Omit all pictures. Copy the rest of the material exactly.

## Stored data

'''

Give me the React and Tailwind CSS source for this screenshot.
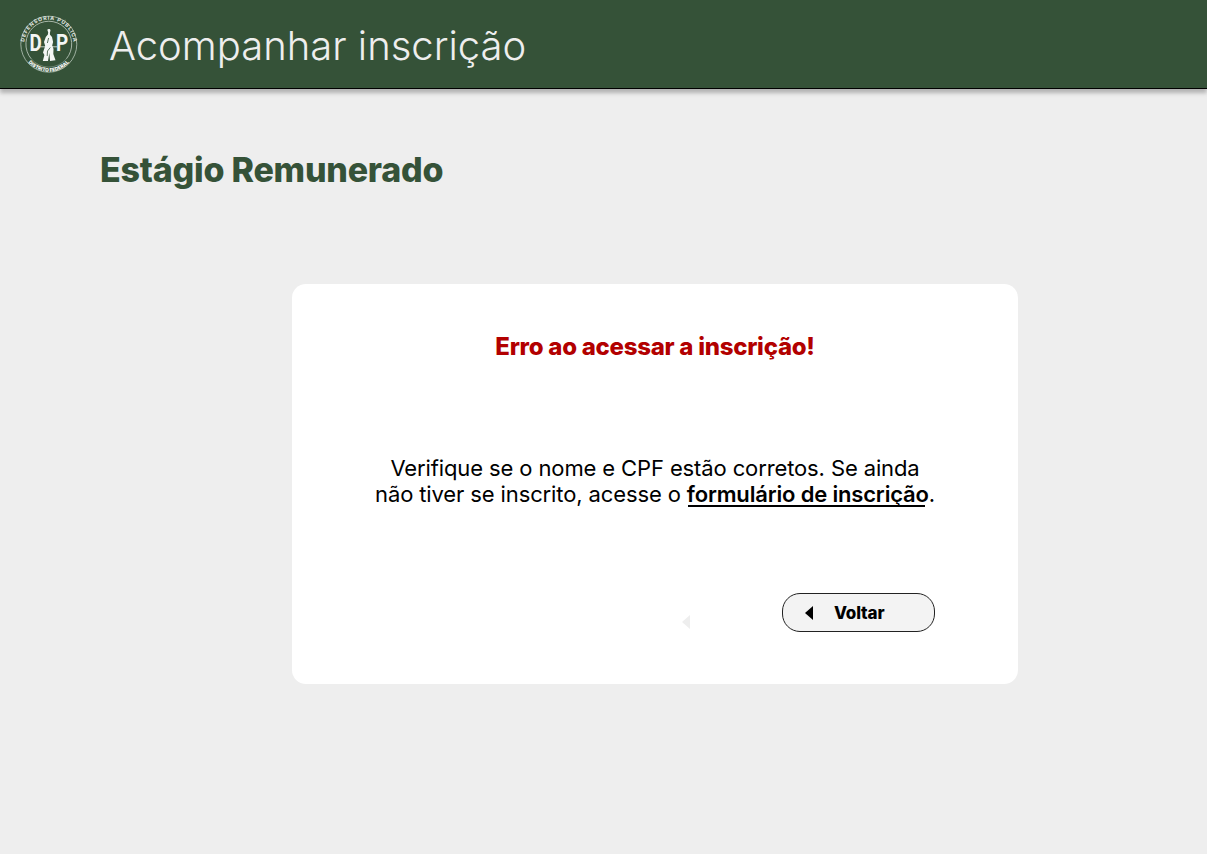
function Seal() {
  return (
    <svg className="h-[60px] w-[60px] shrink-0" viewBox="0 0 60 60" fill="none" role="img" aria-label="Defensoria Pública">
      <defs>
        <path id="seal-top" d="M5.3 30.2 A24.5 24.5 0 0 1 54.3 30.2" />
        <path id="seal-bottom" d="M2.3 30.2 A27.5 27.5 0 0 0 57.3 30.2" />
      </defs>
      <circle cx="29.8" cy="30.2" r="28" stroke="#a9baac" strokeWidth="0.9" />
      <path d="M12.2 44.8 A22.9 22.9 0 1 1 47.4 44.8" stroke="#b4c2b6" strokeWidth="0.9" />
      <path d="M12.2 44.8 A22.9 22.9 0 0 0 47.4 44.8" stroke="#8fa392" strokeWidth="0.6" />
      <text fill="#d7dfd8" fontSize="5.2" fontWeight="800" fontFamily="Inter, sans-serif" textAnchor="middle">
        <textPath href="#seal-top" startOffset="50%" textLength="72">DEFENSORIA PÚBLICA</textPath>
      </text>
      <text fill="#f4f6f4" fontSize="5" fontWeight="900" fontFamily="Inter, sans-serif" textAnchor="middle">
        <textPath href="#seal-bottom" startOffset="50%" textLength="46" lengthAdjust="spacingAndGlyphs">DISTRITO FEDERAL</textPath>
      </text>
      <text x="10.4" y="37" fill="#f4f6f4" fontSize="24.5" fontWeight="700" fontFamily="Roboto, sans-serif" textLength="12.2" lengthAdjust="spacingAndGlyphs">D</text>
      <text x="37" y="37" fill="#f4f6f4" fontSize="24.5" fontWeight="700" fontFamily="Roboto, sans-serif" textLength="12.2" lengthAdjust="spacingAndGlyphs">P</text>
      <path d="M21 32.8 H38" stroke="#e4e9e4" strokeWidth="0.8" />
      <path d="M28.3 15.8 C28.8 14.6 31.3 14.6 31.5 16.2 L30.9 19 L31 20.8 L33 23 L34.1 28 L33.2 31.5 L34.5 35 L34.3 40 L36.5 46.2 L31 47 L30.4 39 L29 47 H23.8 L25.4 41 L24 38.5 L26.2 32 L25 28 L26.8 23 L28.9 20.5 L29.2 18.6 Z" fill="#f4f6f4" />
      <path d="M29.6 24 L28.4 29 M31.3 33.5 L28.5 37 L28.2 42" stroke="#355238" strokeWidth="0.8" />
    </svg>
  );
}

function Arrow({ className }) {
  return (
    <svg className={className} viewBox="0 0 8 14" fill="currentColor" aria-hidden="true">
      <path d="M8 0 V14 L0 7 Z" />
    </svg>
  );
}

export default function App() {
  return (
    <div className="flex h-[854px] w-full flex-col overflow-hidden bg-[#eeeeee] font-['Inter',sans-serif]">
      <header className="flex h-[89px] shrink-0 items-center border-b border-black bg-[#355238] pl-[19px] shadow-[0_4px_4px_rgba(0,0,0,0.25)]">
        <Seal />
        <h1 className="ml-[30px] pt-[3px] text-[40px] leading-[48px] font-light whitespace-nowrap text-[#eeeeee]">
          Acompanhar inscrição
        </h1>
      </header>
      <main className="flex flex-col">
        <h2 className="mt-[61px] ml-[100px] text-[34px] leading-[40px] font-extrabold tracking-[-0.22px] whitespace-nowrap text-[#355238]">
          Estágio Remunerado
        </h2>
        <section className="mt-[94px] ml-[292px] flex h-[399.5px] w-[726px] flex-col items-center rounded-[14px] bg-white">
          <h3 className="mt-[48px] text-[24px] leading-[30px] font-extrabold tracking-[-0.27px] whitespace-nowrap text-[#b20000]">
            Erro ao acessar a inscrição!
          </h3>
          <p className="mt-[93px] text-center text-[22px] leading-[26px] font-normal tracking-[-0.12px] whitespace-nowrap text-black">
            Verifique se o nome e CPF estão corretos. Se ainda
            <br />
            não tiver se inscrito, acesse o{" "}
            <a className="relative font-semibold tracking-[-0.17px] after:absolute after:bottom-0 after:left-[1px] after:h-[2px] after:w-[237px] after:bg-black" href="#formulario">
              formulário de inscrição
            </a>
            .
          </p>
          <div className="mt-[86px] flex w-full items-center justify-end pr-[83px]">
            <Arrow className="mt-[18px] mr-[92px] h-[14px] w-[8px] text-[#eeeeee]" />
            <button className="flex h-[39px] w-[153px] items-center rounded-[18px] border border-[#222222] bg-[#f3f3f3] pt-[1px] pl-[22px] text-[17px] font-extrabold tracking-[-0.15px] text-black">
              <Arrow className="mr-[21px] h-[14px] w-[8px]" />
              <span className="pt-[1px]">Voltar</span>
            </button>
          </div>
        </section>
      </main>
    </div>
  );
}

'''

## Written solution
Give me the React and Tailwind CSS source for this screenshot.
function Seal() {
  return (
    <svg className="h-[60px] w-[60px] shrink-0" viewBox="0 0 60 60" fill="none" role="img" aria-label="Defensoria Pública">
      <defs>
        <path id="seal-top" d="M5.3 30.2 A24.5 24.5 0 0 1 54.3 30.2" />
        <path id="seal-bottom" d="M2.3 30.2 A27.5 27.5 0 0 0 57.3 30.2" />
      </defs>
      <circle cx="29.8" cy="30.2" r="28" stroke="#a9baac" strokeWidth="0.9" />
      <path d="M12.2 44.8 A22.9 22.9 0 1 1 47.4 44.8" stroke="#b4c2b6" strokeWidth="0.9" />
      <path d="M12.2 44.8 A22.9 22.9 0 0 0 47.4 44.8" stroke="#8fa392" strokeWidth="0.6" />
      <text fill="#d7dfd8" fontSize="5.2" fontWeight="800" fontFamily="Inter, sans-serif" textAnchor="middle">
        <textPath href="#seal-top" startOffset="50%" textLength="72">DEFENSORIA PÚBLICA</textPath>
      </text>
      <text fill="#f4f6f4" fontSize="5" fontWeight="900" fontFamily="Inter, sans-serif" textAnchor="middle">
        <textPath href="#seal-bottom" startOffset="50%" textLength="46" lengthAdjust="spacingAndGlyphs">DISTRITO FEDERAL</textPath>
      </text>
      <text x="10.4" y="37" fill="#f4f6f4" fontSize="24.5" fontWeight="700" fontFamily="Roboto, sans-serif" textLength="12.2" lengthAdjust="spacingAndGlyphs">D</text>
      <text x="37" y="37" fill="#f4f6f4" fontSize="24.5" fontWeight="700" fontFamily="Roboto, sans-serif" textLength="12.2" lengthAdjust="spacingAndGlyphs">P</text>
      <path d="M21 32.8 H38" stroke="#e4e9e4" strokeWidth="0.8" />
      <path d="M28.3 15.8 C28.8 14.6 31.3 14.6 31.5 16.2 L30.9 19 L31 20.8 L33 23 L34.1 28 L33.2 31.5 L34.5 35 L34.3 40 L36.5 46.2 L31 47 L30.4 39 L29 47 H23.8 L25.4 41 L24 38.5 L26.2 32 L25 28 L26.8 23 L28.9 20.5 L29.2 18.6 Z" fill="#f4f6f4" />
      <path d="M29.6 24 L28.4 29 M31.3 33.5 L28.5 37 L28.2 42" stroke="#355238" strokeWidth="0.8" />
    </svg>
  );
}

function Arrow({ className }) {
  return (
    <svg className={className} viewBox="0 0 8 14" fill="currentColor" aria-hidden="true">
      <path d="M8 0 V14 L0 7 Z" />
    </svg>
  );
}

export default function App() {
  return (
    <div className="flex h-[854px] w-full flex-col overflow-hidden bg-[#eeeeee] font-['Inter',sans-serif]">
      <header className="flex h-[89px] shrink-0 items-center border-b border-black bg-[#355238] pl-[19px] shadow-[0_4px_4px_rgba(0,0,0,0.25)]">
        <Seal />
        <h1 className="ml-[30px] pt-[3px] text-[40px] leading-[48px] font-light whitespace-nowrap text-[#eeeeee]">
          Acompanhar inscrição
        </h1>
      </header>
      <main className="flex flex-col">
        <h2 className="mt-[61px] ml-[100px] text-[34px] leading-[40px] font-extrabold tracking-[-0.22px] whitespace-nowrap text-[#355238]">
          Estágio Remunerado
        </h2>
        <section className="mt-[94px] ml-[292px] flex h-[399.5px] w-[726px] flex-col items-center rounded-[14px] bg-white">
          <h3 className="mt-[48px] text-[24px] leading-[30px] font-extrabold tracking-[-0.27px] whitespace-nowrap text-[#b20000]">
            Erro ao acessar a inscrição!
          </h3>
          <p className="mt-[93px] text-center text-[22px] leading-[26px] font-normal tracking-[-0.12px] whitespace-nowrap text-black">
            Verifique se o nome e CPF estão corretos. Se ainda
            <br />
            não tiver se inscrito, acesse o{" "}
            <a className="relative font-semibold tracking-[-0.17px] after:absolute after:bottom-0 after:left-[1px] after:h-[2px] after:w-[237px] after:bg-black" href="#formulario">
              formulário de inscrição
            </a>
            .
          </p>
          <div className="mt-[86px] flex w-full items-center justify-end pr-[83px]">
            <Arrow className="mt-[18px] mr-[92px] h-[14px] w-[8px] text-[#eeeeee]" />
            <button className="flex h-[39px] w-[153px] items-center rounded-[18px] border border-[#222222] bg-[#f3f3f3] pt-[1px] pl-[22px] text-[17px] font-extrabold tracking-[-0.15px] text-black">
              <Arrow className="mr-[21px] h-[14px] w-[8px]" />
              <span className="pt-[1px]">Voltar</span>
            </button>
          </div>
        </section>
      </main>
    </div>
  );
}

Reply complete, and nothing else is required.